Take one basic fly pattern, a lightweight line and a telescopic rod and you’re in business. ‘Wot no reel?’ we hear you say. Well that’s right, this ultra minimalist form of fly fishing is fly reel free.
The ancient Japanese art of Tenkara has been practised by fishermen since at least the 1600s when it was first observed by Westerners. In reality, it’s probably much older – and like a lot of Japanese customs, it’s all about perfection.
Tenkara fly fishing gear
Western fly fishing has evolved into a sport that relies heavily on fishing gear. That’s not to say that technique isn’t vitally important, just that fly lines, rods and reels, not to mention the flies themselves are constantly evolving.
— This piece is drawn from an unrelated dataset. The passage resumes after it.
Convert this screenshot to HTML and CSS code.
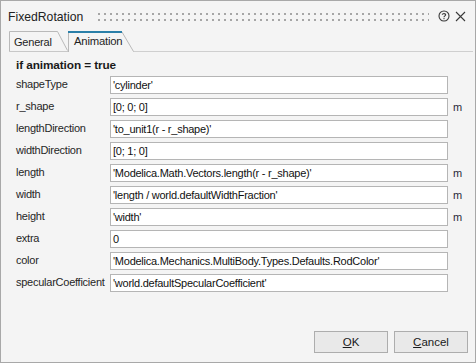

Fashions change. That’s not really the case with Tenkara.
Tenkara fishermen use just the one basic fly in three or four sizes and a couple of colours. The emphasis is on learning to adapt that fly to all conditions by perfecting the art of presentation.
The rods are traditionally made from bamboo, but these days, a three or four ounce, 10 – 15 foot telescopic carbon fiber rod is standard. Ideal for hiking to fast flowing mountain streams, the lightweight line is attached to a tippet and fished out of the water.
Reel free future
With such light gear, hooking a fish of any size requires very careful handling – be prepared to follow the fish.
The sport has a growing following in the US and is starting to catch on here in the UK too. If you want to see what it looks like – here’s a video from Tenkara USA:
You could say that Tenkara is to fly fishing, what sushi is to seafood. Not to everyone’s taste but certainly worth a try.